As a child, I loved art and all things creative.  I started drawing with pen and paper, reading every book available, no matter the subject, and writing skits and plays that my peers acted out in school.  In high school, I became more serious about the process of visual art and took painting classes.  I continued to learn the basics of anatomy and color and technique throughout my college years.  It was years later that I penned my first mystery novel.  I have since had seven novels published.  And while I continued to hone my art skills through numerous oil on canvas paintings, my love affair with clay sculpture came much, much later as I sampled new mediums. 

Over the years, I’ve come to view beauty as a mystery, and I do love a mystery.  But even more, I love the emotional journey one must travel to reach mystery’s answer.  That has become my singular motivation in creating art, whether it’s writing a suspense novel, creating an oil painting, or sculpting a clay figure.  I seek out the emotional connection conveyed through the revelation of beauty in everyday scenes and objects.
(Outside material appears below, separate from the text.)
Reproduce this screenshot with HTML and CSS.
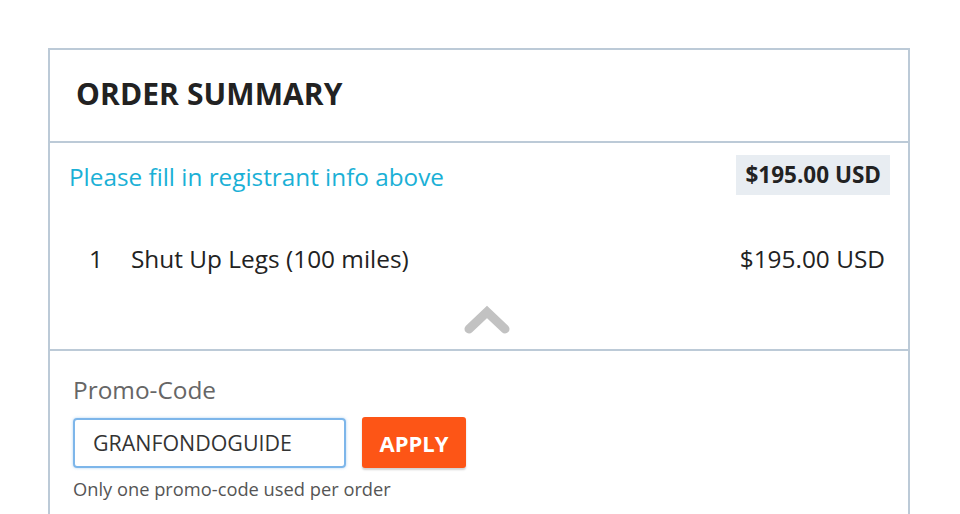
FILE: index.html
```html
<!DOCTYPE html>
<html>
<head>
<meta charset="utf-8">
<link rel="stylesheet" href="styles.css">
</head>
<body>
<div class="card">
  <div class="card-head">
    <h2 class="title">ORDER SUMMARY</h2>
  </div>
  <div class="summary">
    <div class="total-row">
      <span class="notice">Please fill in registrant info above</span>
      <span class="badge">$195.00 USD</span>
    </div>
    <div class="item-row">
      <span class="qty">1</span>
      <span class="name">Shut Up Legs (100 miles)</span>
      <span class="price">$195.00 USD</span>
    </div>
    <div class="toggle">
      <svg width="48" height="32" viewBox="0 0 48 32"><path d="M6 26 L24 9 L42 26" fill="none" stroke="#c2c2c2" stroke-width="9" stroke-linecap="round" stroke-linejoin="miter"/></svg>
    </div>
  </div>
  <div class="promo">
    <div class="promo-label">Promo-Code</div>
    <div class="promo-form">
      <div class="promo-input">GRANFONDOGUIDE</div>
      <button class="apply">APPLY</button>
    </div>
    <div class="promo-help">Only one promo-code used per order</div>
  </div>
</div>
</body>
</html>
```

FILE: styles.css
```css
html, body {
  margin: 0;
  padding: 0;
  background: #fff;
  font-family: "Open Sans", "Noto Sans", sans-serif;
  overflow: hidden;
}
body {
  padding: 48px 0 0 48px;
  height: 514px;
  box-sizing: border-box;
}
.card {
  width: 862px;
  height: 600px;
  box-sizing: border-box;
  border: 2px solid #bccad7;
}
.card-head {
  border-bottom: 2px solid #bccad7;
  display: flex;
  align-items: center;
  padding-left: 26px;
  padding-bottom: 4px;
  box-sizing: border-box;
  height: 93px;
}
.title {
  margin: 0;
  font-size: 30px;
  font-weight: 700;
  color: #222;
  letter-spacing: 0.1px;
}
.summary {
  height: 208px;
  border-bottom: 2px solid #bccad7;
  padding: 12px 18px 0 19px;
  box-sizing: border-box;
  display: flex;
  flex-direction: column;
}
.total-row {
  display: flex;
  justify-content: space-between;
  align-items: center;
  height: 40px;
}
.notice {
  color: #1ab0d6;
  font-size: 24.3px;
  margin-top: 2px;
}
.badge {
  background: #e8edf2;
  font-weight: 700;
  font-size: 22.5px;
  color: #222;
  height: 40px;
  line-height: 40px;
  padding: 0 9px;
}
.item-row {
  display: flex;
  align-items: center;
  margin-top: 48px;
  height: 30px;
  font-size: 24.4px;
  color: #222;
  padding-right: 5px;
}
.qty {
  margin-left: 20px;
  width: 42px;
}
.name {
  flex: 1;
}
.toggle {
  display: flex;
  justify-content: center;
  margin-top: 30px;
  padding-left: 14px;
}
.promo {
  padding: 24px 0 0 23px;
}
.promo-label {
  font-size: 24.4px;
  color: #666;
  line-height: 30px;
}
.promo-form {
  display: flex;
  align-items: center;
  gap: 16px;
  margin-top: 12px;
}
.promo-input {
  width: 273px;
  height: 50px;
  box-sizing: border-box;
  border: 2px solid #7db6ea;
  border-radius: 4px;
  box-shadow: 0 0 3px rgba(125, 182, 234, 0.6);
  font-size: 21.4px;
  color: #333;
  line-height: 46px;
  padding-left: 18px;
}
.apply {
  width: 104px;
  height: 51px;
  border: none;
  border-radius: 3px;
  background: #fd5516;
  color: #fff;
  font-family: "Open Sans", "Noto Sans", sans-serif;
  font-weight: 700;
  font-size: 22px;
  box-shadow: 0 2px 2px rgba(0, 0, 0, 0.18);
  padding: 0;
}
.promo-help {
  margin-top: 8px;
  font-size: 18.3px;
  line-height: 25px;
  color: #555;
}
```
In seeking an answer to the question, ‘what is beauty?’, the simplest scene can be rife with emotional mystery: the interplay of light juxtaposed with dark becomes both compelling and lingering...an anonymous crowd beholding a magnificent sunset begs a query...the human figure is unending in its elegant undulations.  Currently, one of my favorite subjects for art is the human figure.  More than anything else, it demands an emotional commitment from both the artist and viewer, and it offers me my best challenge ever to seek out new avenues of beauty’s mystery through creativity. 

 Beyond the courses and classes, I consider myself mostly self-taught, and I’ll continue to paint, sculpt, and write about what speaks to my emotional self.  And on my journey to discover the mystery of beauty, I strive to express my findings as powerfully as I can through my art.